Lake water level monitoring is fundamental for our precious freshwater resources management and hydrological research, especially in the context of climate change and intensified anthropogenic activities.
In situ hydrological (ie the manual way) measuring of bodies of water are either not possible or not reliable for most of Earth’s freshwater, as a result, altimetry measurements (measurements of height/altitude) from satellites such as the European Space Agency’s ‘Sentinel’ series are relied upon. Such measurements have irreducible hidden variables, an unknowable error, that needs to be taken into account to ensure the readings are useful. Currently, addressing these irreducible limitations is an algorithm called a ‘Kalman Filter’.
A Kalman Filter is one of the most important and common estimation algorithms. The Kalman Filter produces estimates of hidden variables based on inaccurate and uncertain measurements. Also, the Kalman Filter predicts the future system state based on past estimations.
In more recent years there have been attempts to make the estimations inside a Kalman Filter more accurate through deep learning. Types of recurrent Neural Networks can be used to learn local or global states based on given measurements, with accuracy honed enough that they are used by stock market brokerages. However in the satellite altimetry domain, thus far such attempts to combine a RNN with a Kalman Filter have only provided questionable improvement over a regular Kalman Filter. In addition, these attempts are so computationally expensive as to be beyond the reach of most people’s accessible hardware.
In the previous Working Group [attending not a pre-requisite], we explored the KalmanNet paper, which used a Neural Network at iterative stages to reduce the estimated elements as much as possible. Though the KalmanNet paper showed incredible promise, the associated Github repo did not deliver commensurately.
In the end, both teams of the Working Group opted to create a linear Kalman Filter, and achieved reasonable results therein; with plenty of room for improvement.
Though the KalmanNet repo did not function, even had it done so; we came to the conclusion that running a Neural Network to study the state represented in a series of measurements per time steps, in every single timestep; would be far more computationally expensive than the possible tiny improvements in accuracy procured. It was deduced that a different structuring of neural network and Kalman Filter combination would be needed.
If we’re able to improve on what’s currently available, this could lead to better water management data, and therefore better policy making in this arena ‼️
 
 

Minimum Success


Minimum Goal:
  • Build a Kalman filter with more accurate estimations in measurement and error compared to industry standard Kalman filters, being as computationally inexpensive as possible.
Stretch Goal:
  • Expand the use and robustness of our Kalman Filter to water levels in a variety of lakes around the world, focusing on bodies of water rendered critically low by changing ecosystems (whether due to climate or human interference).
 
 

Early Audience Hypothesis


The target audience for this working group would be any public or private agency with a satellite whose purpose at least in part, is to take altimetry measurements.
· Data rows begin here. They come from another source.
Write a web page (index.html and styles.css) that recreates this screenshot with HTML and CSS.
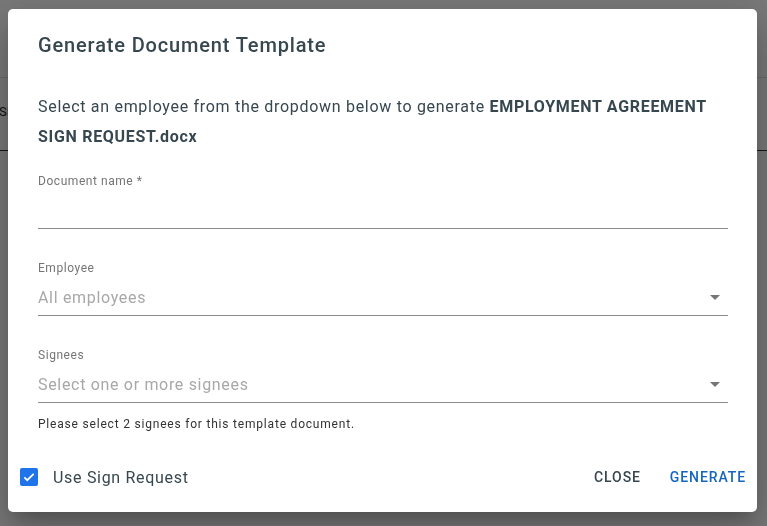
FILE: index.html
```html
<!DOCTYPE html>
<html lang="en">
<head>
  <meta charset="UTF-8" />
  <meta name="viewport" content="width=device-width, initial-scale=1.0"/>
  <title>Generate Document Template</title>
  <link rel="stylesheet" href="styles.css">
</head>
<body>
  <div class="page">
    <div class="page-top"></div>
    <div class="page-tabs"><span>SIGN</span></div>
  </div>

  <div class="backdrop">
    <div class="dialog">
      <h2 class="title">Generate Document Template</h2>
      <p class="intro">Select an employee from the dropdown below to generate <b>EMPLOYMENT AGREEMENT SIGN REQUEST.docx</b></p>

      <div class="field">
        <label class="field-label">Document name *</label>
        <div class="field-input"></div>
      </div>

      <div class="field">
        <label class="field-label">Employee</label>
        <div class="field-input">
          <span class="placeholder">All employees</span>
          <span class="arrow"></span>
        </div>
      </div>

      <div class="field">
        <label class="field-label">Signees</label>
        <div class="field-input">
          <span class="placeholder">Select one or more signees</span>
          <span class="arrow"></span>
        </div>
      </div>
      <p class="hint">Please select 2 signees for this template document.</p>

      <div class="actions">
        <label class="check">
          <span class="box">
            <svg width="14" height="14" viewBox="0 0 24 24"><path d="M4 12.5l5 5L20 6.5" fill="none" stroke="#fff" stroke-width="3"/></svg>
          </span>
          Use Sign Request
        </label>
        <div class="buttons">
          <button class="btn">CLOSE</button>
          <button class="btn primary">GENERATE</button>
        </div>
      </div>
    </div>
  </div>
</body>
</html>
```

FILE: styles.css
```css
body {
  margin: 0;
  font-family: Roboto, 'Liberation Sans', sans-serif;
  background: #ffffff;
  color: #37474f;
}
.page-top {
  height: 77px;
  border-bottom: 1px solid #e0e0e0;
}
.page-tabs {
  height: 72px;
  border-bottom: 1px solid #333;
  line-height: 68px;
  font-size: 13px;
  margin-left: -1px;
  color: #222;
}
.backdrop {
  position: fixed;
  inset: 0;
  background: rgba(0, 0, 0, 0.53);
}
.dialog {
  position: absolute;
  left: 8px;
  top: 9px;
  width: 749px;
  height: 503px;
  box-sizing: border-box;
  background: #fff;
  border-radius: 5px;
  padding: 24px 29px 0 30px;
  box-shadow: 0 11px 15px -7px rgba(0,0,0,0.2), 0 24px 38px 3px rgba(0,0,0,0.14), 0 9px 46px 8px rgba(0,0,0,0.12);
}
.title {
  margin: 0;
  font-size: 20px;
  line-height: 24px;
  font-weight: 500;
  letter-spacing: 0.85px;
  color: #37474f;
}
.intro {
  margin: 35px 0 0;
  font-size: 16px;
  line-height: 30px;
  letter-spacing: 0.7px;
  color: #37474f;
}
.intro b {
  font-weight: 700;
}
.field {
  margin-top: 21px;
  border-bottom: 1px solid #8c8c8c;
}
.field + .field {
  margin-top: 31px;
}
.field-label {
  display: block;
  font-size: 12px;
  line-height: 16px;
  letter-spacing: 0.55px;
  color: #757575;
  margin-bottom: 4px;
}
.field-input {
  height: 35px;
  display: flex;
  align-items: center;
  justify-content: space-between;
}
.placeholder {
  font-size: 16px;
  letter-spacing: 0.68px;
  color: #a8a8a8;
}
.arrow {
  width: 0;
  height: 0;
  border-left: 5px solid transparent;
  border-right: 5px solid transparent;
  border-top: 5px solid #757575;
  margin-right: 8px;
}
.hint {
  margin: 13px 0 0;
  font-size: 12px;
  line-height: 16px;
  letter-spacing: 0.8px;
  color: #333;
}
.actions {
  position: absolute;
  left: 12px;
  right: 3px;
  bottom: 9px;
  height: 52px;
  display: flex;
  align-items: center;
  justify-content: space-between;
}
.check {
  display: flex;
  align-items: center;
  gap: 15px;
  font-size: 16px;
  letter-spacing: 0.7px;
  color: #37474f;
}
.box {
  width: 18px;
  height: 18px;
  border-radius: 2px;
  background: #1e74e8;
  display: flex;
  align-items: center;
  justify-content: center;
}
.buttons {
  display: flex;
  gap: 13px;
}
.btn {
  border: 0;
  background: none;
  font-family: inherit;
  font-size: 14px;
  font-weight: 500;
  letter-spacing: 0.9px;
  padding: 0 8px;
  height: 36px;
  color: #37474f;
}
.btn.primary {
  color: #1565c0;
}
```
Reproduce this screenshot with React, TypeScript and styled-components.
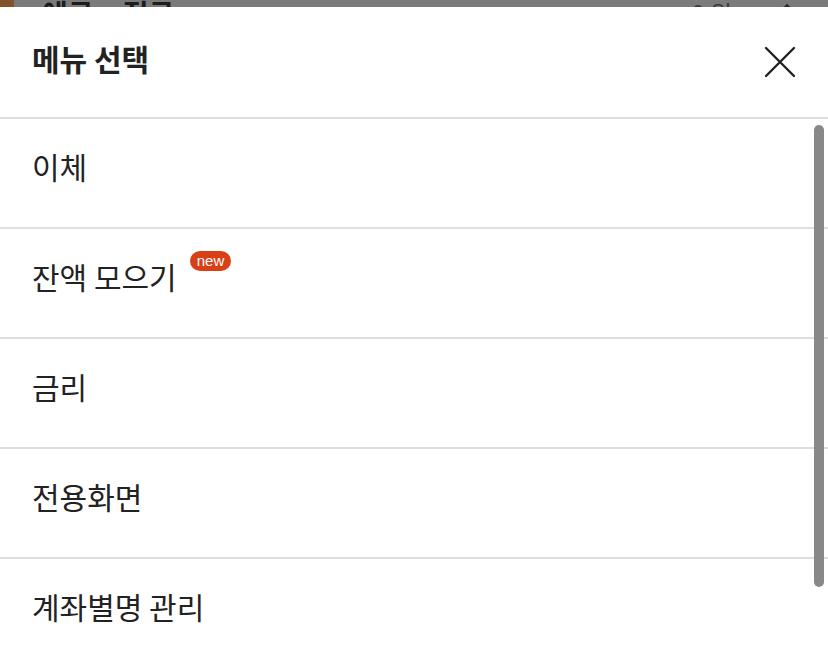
import React from "react";
import styled, { createGlobalStyle } from "styled-components";

const GlobalStyle = createGlobalStyle`
  html, body {
    margin: 0;
    padding: 0;
    background: #7b7b7b;
    font-family: "Noto Sans CJK KR", "Noto Sans", sans-serif;
    overflow: hidden;
  }
`;

const menus = [
  { label: "이체" },
  { label: "잔액 모으기", isNew: true },
  { label: "금리" },
  { label: "전용화면" },
  { label: "계좌별명 관리" },
];

export default function App() {
  return (
    <Page>
      <GlobalStyle />
      <Backdrop>
        <BackdropRow>
          <BrandMark />
          <BackTitle>예금 · 적금</BackTitle>
          <BackAmount>0 원</BackAmount>
          <BackChevron viewBox="0 0 32 20">
            <polyline points="2,18 16,4 30,18" />
          </BackChevron>
        </BackdropRow>
      </Backdrop>
      <Sheet>
        <Header>
          <Title>메뉴 선택</Title>
          <CloseButton aria-label="닫기">
            <svg width="32" height="32" viewBox="0 0 32 32">
              <path d="M2 2 L30 30 M30 2 L2 30" stroke="#222" strokeWidth="2.4" strokeLinecap="round" />
            </svg>
          </CloseButton>
        </Header>
        <List>
          {menus.map((m) => (
            <Row key={m.label}>
              <Label>{m.label}</Label>
              {m.isNew && <NewBadge>new</NewBadge>}
            </Row>
          ))}
        </List>
        <ScrollThumb />
      </Sheet>
    </Page>
  );
}

const Page = styled.div`
  width: 828px;
  height: 646px;
  display: flex;
  flex-direction: column;
  overflow: hidden;
`;

const Backdrop = styled.div`
  height: 7px;
  flex-shrink: 0;
  overflow: hidden;
  background: #7b7b7b;
`;

const BackdropRow = styled.div`
  display: flex;
  align-items: flex-end;
  height: 7px;
  padding-right: 26px;
`;

const BrandMark = styled.div`
  width: 14px;
  height: 7px;
  background: #82532a;
`;

const BackTitle = styled.div`
  margin-left: 28px;
  font-size: 28px;
  font-weight: 700;
  line-height: 28px;
  margin-bottom: -20px;
  color: #1c1c1c;
  flex: 1;
`;

const BackAmount = styled.div`
  font-size: 24px;
  line-height: 24px;
  margin-bottom: -18px;
  color: #3a3a3a;
  margin-right: 40px;
`;

const BackChevron = styled.svg`
  width: 30px;
  height: 20px;
  margin-bottom: -14px;
  fill: none;
  stroke: #2a2a2a;
  stroke-width: 2.4px;
`;

const Sheet = styled.div`
  position: relative;
  flex: 1;
  background: #fff;
  display: flex;
  flex-direction: column;
`;

const Header = styled.div`
  height: 110px;
  flex-shrink: 0;
  display: flex;
  align-items: center;
  justify-content: space-between;
  padding: 0 32px 0 32px;
  border-bottom: 2px solid #dedede;
`;

const Title = styled.h1`
  margin: -8px 0 0;
  font-size: 30px;
  font-weight: 700;
  color: #222;
`;

const CloseButton = styled.button`
  border: none;
  background: none;
  padding: 0;
  width: 32px;
  height: 32px;
  display: flex;
  align-items: center;
  justify-content: center;
`;

const List = styled.ul`
  list-style: none;
  margin: 0;
  padding: 0;
`;

const Row = styled.li`
  height: 108px;
  display: flex;
  align-items: center;
  padding-left: 32px;
  border-bottom: 2px solid #dedede;
`;

const Label = styled.span`
  font-size: 30px;
  color: #222;
  margin-top: -14px;
`;

const NewBadge = styled.span`
  align-self: flex-start;
  margin-top: 22px;
  margin-left: 13px;
  height: 20px;
  padding: 0 7px;
  border-radius: 10px;
  background: #d94016;
  color: #fff;
  font-family: "Liberation Sans", Arial, sans-serif;
  font-size: 15px;
  line-height: 19px;
`;

const ScrollThumb = styled.div`
  position: absolute;
  top: 118px;
  right: 4px;
  width: 10px;
  height: 462px;
  border-radius: 5px;
  background: #888;
`;
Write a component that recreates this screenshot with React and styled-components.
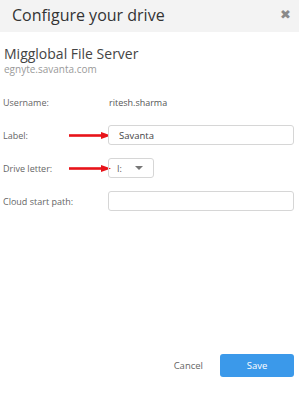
import { createGlobalStyle, styled } from "styled-components";

const Global = createGlobalStyle`
  html, body {
    margin: 0;
    padding: 0;
    background: #ffffff;
  }
  body {
    font-family: "Open Sans", "Liberation Sans", sans-serif;
  }
`;

function Arrow() {
  return (
    <ArrowSvg width="42" height="7" viewBox="0 0 42 7">
      <rect x="0" y="2.2" width="34" height="2.6" fill="#e8141a" />
      <polygon points="32,0 42,3.5 32,7" fill="#e8141a" />
    </ArrowSvg>
  );
}

export default function App() {
  return (
    <>
      <Global />
      <Dialog>
        <Header>
          <Title>Configure your drive</Title>
          <Close>✖</Close>
        </Header>
        <Body>
          <Server>
            <ServerName>Migglobal File Server</ServerName>
            <ServerHost>egnyte.savanta.com</ServerHost>
          </Server>
          <Form>
            <Row>
              <LabelCell>
                <Label>Username:</Label>
              </LabelCell>
              <Value>ritesh.sharma</Value>
            </Row>
            <Row>
              <LabelCell>
                <Label>Label:</Label>
                <Arrow />
              </LabelCell>
              <Input defaultValue="Savanta" />
            </Row>
            <Row>
              <LabelCell>
                <Label>Drive letter:</Label>
                <Arrow />
              </LabelCell>
              <Select>
                <span>I:</span>
                <Caret />
              </Select>
            </Row>
            <Row>
              <LabelCell>
                <Label>Cloud start path:</Label>
              </LabelCell>
              <Input defaultValue="" />
            </Row>
          </Form>
        </Body>
        <Footer>
          <CancelButton>Cancel</CancelButton>
          <SaveButton>Save</SaveButton>
        </Footer>
      </Dialog>
    </>
  );
}

const Dialog = styled.div`
  width: 299px;
  height: 417px;
  display: flex;
  flex-direction: column;
  background: #fff;
`;

const Header = styled.div`
  height: 32px;
  background: #f3f3f3;
  display: flex;
  align-items: center;
  justify-content: space-between;
  padding: 0 8px 0 12px;
`;

const Title = styled.div`
  font-size: 16px;
  color: #333;
  line-height: 1;
  margin-top: -2px;
`;

const Close = styled.div`
  font-family: "DejaVu Sans", sans-serif;
  font-size: 13px;
  color: #8a8a8a;
  margin-top: -3px;
`;

const Body = styled.div`
  flex: 1;
  padding: 13px 5px 0 3px;
`;

const Server = styled.div`
  padding-left: 1px;
`;

const ServerName = styled.div`
  font-size: 14px;
  color: #444;
  line-height: 18px;
`;

const ServerHost = styled.div`
  font-size: 10px;
  color: #9a9a9a;
  line-height: 12px;
`;

const Form = styled.div`
  margin-top: 17px;
  display: flex;
  flex-direction: column;
  gap: 13px;
`;

const Row = styled.div`
  display: grid;
  grid-template-columns: 105px 1fr;
  align-items: center;
  min-height: 20px;
`;

const LabelCell = styled.div`
  display: flex;
  align-items: center;
  justify-content: space-between;
`;

const Label = styled.span`
  font-size: 9px;
  color: #666;
`;

const ArrowSvg = styled.svg`
  display: block;
  margin-right: -3px;
`;

const Value = styled.span`
  font-size: 9px;
  color: #555;
  padding-left: 1px;
`;

const Input = styled.input`
  box-sizing: border-box;
  height: 20px;
  width: 100%;
  border: 1px solid #d6d6d6;
  border-radius: 3px;
  padding: 0 10px;
  font-family: inherit;
  font-size: 9.5px;
  color: #444;
  outline: none;
`;

const Select = styled.div`
  box-sizing: border-box;
  width: 46px;
  height: 20px;
  border: 1px solid #d6d6d6;
  border-radius: 3px;
  display: flex;
  align-items: center;
  justify-content: space-between;
  padding: 0 10px 0 8px;
  font-size: 9px;
  color: #555;
`;

const Caret = styled.span`
  width: 0;
  height: 0;
  border-left: 4px solid transparent;
  border-right: 4px solid transparent;
  border-top: 4px solid #777;
`;

const Footer = styled.div`
  display: flex;
  justify-content: flex-end;
  align-items: center;
  gap: 17px;
  padding: 0 5px 40px 0;
`;

const CancelButton = styled.button`
  background: none;
  border: none;
  padding: 0;
  font-family: inherit;
  font-size: 9.5px;
  color: #666;
`;

const SaveButton = styled.button`
  width: 74px;
  height: 23px;
  border: none;
  border-radius: 3px;
  background: #3b99ea;
  color: #fff;
  font-family: inherit;
  font-size: 9.5px;
`;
In addition, any agency that procures the services of such satellites for water level observation, flood threats, and changing water tables. Examples would be NASA, ESA (European Space Agency), NRCan (Natural Resources Canada), and governments of countries with rapidly disappearing fresh water such as South Africa and USA.
 
 

Starting Dataset


Four datasets total: Sentinel A, Sentinel B, Sentinel A+B, and Cleaned Sentinel A+B (two standard deviations of water levels taken).
M Sat water level & error readings for Lake Winnipeg: M_Sat. (Already cleaned and non-useful data removed, and error calculated per timestep. Timesteps have been trimmed to those of the Sentinel Satellites.)

Starting Recipes (please be familiar with these before session 1)

  • The KalmanNet paper: This was the scholarly article that sparked the original Machine Learning in Freshwater Management group’s initiative. Though the associated code repository did not prove fruit bearing, spending a few minutes understanding what the KalmanNet team were attempting to do will give a good incite into what this working group aims at.
  • Pytorch Basics: For those who are interested in using deep learning to improve the accuracy of Kalman Filters, having a baseline understanding of Pytorch or Tensorflow is mandatory.
  • Getting Started with Google Colab: For those who do not have access to a local system capable of adequate data science work, Google Colab is a must (and it’s free).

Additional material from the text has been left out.